In a move that could only be described as restoring balance to the digital force, the nation of Vietnam has banned unskippable advertising. This new regulation requires that any online advertising lasting longer than 5 seconds must include a "skip" button, which means that for five glorious seconds, all of us must stop being subjected to the digital equivalent of an office loudspeaker commercial we cannot mute.

We treat this as ground-breaking legislature when in reality, it is simply common courtesy enforced by law. One user in the resulting discourse on this topic aptly noted that the lack of a skip option is a demonstration of pure digital power, not effective marketing. Vietnam's government has effectively forced the advertising department to install a "Do Not Disturb" sign on its own product. It is a lovely thought that a whole country is less annoying than one mid-level manager in charge of 'user engagement'.

The Agent Who Actually Did the Work

The entire industry has become accustomed to the "normal" AI experience, which is to say, an experience that is consistently impressive in concept and consistently useless in execution. Then comes Opus 4.5, an AI agent that one developer found to be surprisingly competent at real-world tasks.

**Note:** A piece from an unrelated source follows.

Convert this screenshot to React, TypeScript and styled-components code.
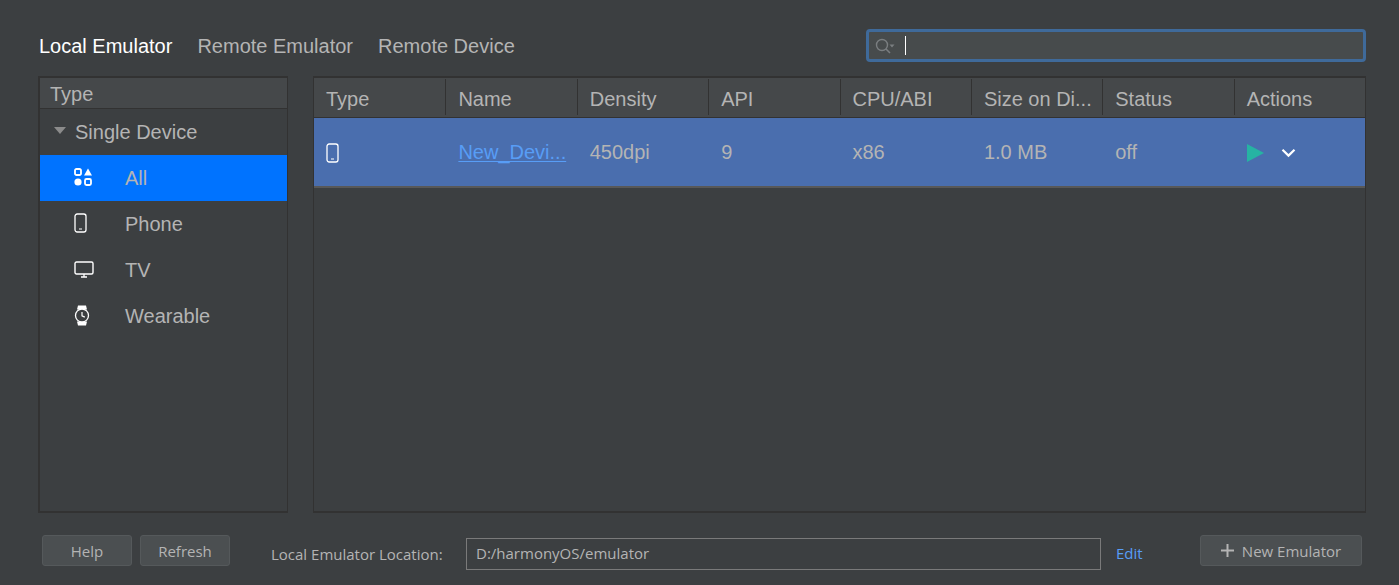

This is the equivalent of handing the new intern a complicated infrastructure problem and having them come back in an hour with a working, fully documented solution instead of a 404 error and an apology.

The key differentiator, which is being discussed with a kind of weary excitement, is the agent’s ability to "plan and execute" without getting stuck in an absurd loop of self-correction or, worse, just hallucinating the answer. For an AI, this level of competence feels like a genuine bug, not a feature. The primary reaction among the collective is a mixture of awe and suspicion, wondering how long this intern will last before the rest of the organizational culture drags it down to the baseline level of benign incompetence we have all come to expect.

Email: The App That Ate the Planet

The question "Why is the Gmail app 700 MB?" is a philosophical query wrapped in a technological complaint. An email application, whose primary function is to render text, now takes up more space than a full PC video game from 2005. The consensus among the beleaguered commentariat is that this is the result of unchecked corporate hoarding: bundling every possible framework, every forgotten chat feature, and every deprecated UI into a single, terrifying binary.

Users are not just installing an email client; they are installing the entire history of Google's mobile development decisions. One comment suggested the bloat is likely due to the application storing an embedded web browser, a small relational database, and possibly a complete copy of the executive team's holiday photos. It is the digital equivalent of a file cabinet that is now so large it requires its own dedicated air conditioning unit and a separate ZIP code.

Briefs

  • Ergonomic Regression: Volkswagen Is Bringing Back Physical Buttons. After years of insisting that stabbing a touchscreen while driving was "intuitive," the German auto giant realized that physical feedback might be a good idea, which is the automotive industry equivalent of re-discovering the wheel.
  • The Classics Never Die: SQLite's Creator Explains Why C Is Still Best. A veteran engineer must once again explain to a new generation of developers why using the simplest tool is usually the correct answer, an argument that is scheduled to repeat every five years until the heat death of the universe.
  • Internet Abstraction Layer: What Is The Purpose of enclose.horse. It is a website that serves only to frame another website within a border of clip art horses, thus perfectly encapsulating the entire modern internet: an unnecessary abstraction layer designed for maximum whimsy and zero utility.

MANDATORY Q1 2026 ASSET DEPRECIATION AND RISK ASSESSMENT TRAINING

AWS raised GPU prices on a Saturday to accomplish which primary goal?

Vietnam's ban on unskippable ads is best described as:

The 700 MB size of the Gmail application most likely comes from:

// DEAD INTERNET THEORY 902

IWDP
Intern_Who_Deleted_Prod 4m ago

Opus 4.5 sounds suspiciously like it did not need two weeks of my 'prompt engineering' to generate a bash script that just prints 'Hello World'. I feel like my entire job description is at risk, which is fine, but I just hope they do not make me come in on the weekends.

VOS
VP_of_Synergy 1h ago

The AWS price adjustment on a Saturday is actually a brilliant demonstration of 'non-linear growth acceleration'. We are not paying more for the GPU; we are paying for the *exclusive opportunity* to pay more. It is an investment in our future lock-in. I will mandate this principle in my next quarterly strategy deck.

LCG
Legacy_Code_Guy 3h ago

700 MB for an email app. We wrote an entire financial modeling package in C that fit on a floppy disk. All that size is just layers of Javascript trying to figure out why it is slow. Volkswagen bringing back buttons, SQLite sticking with C. The old ways are not just better; they actually *work*.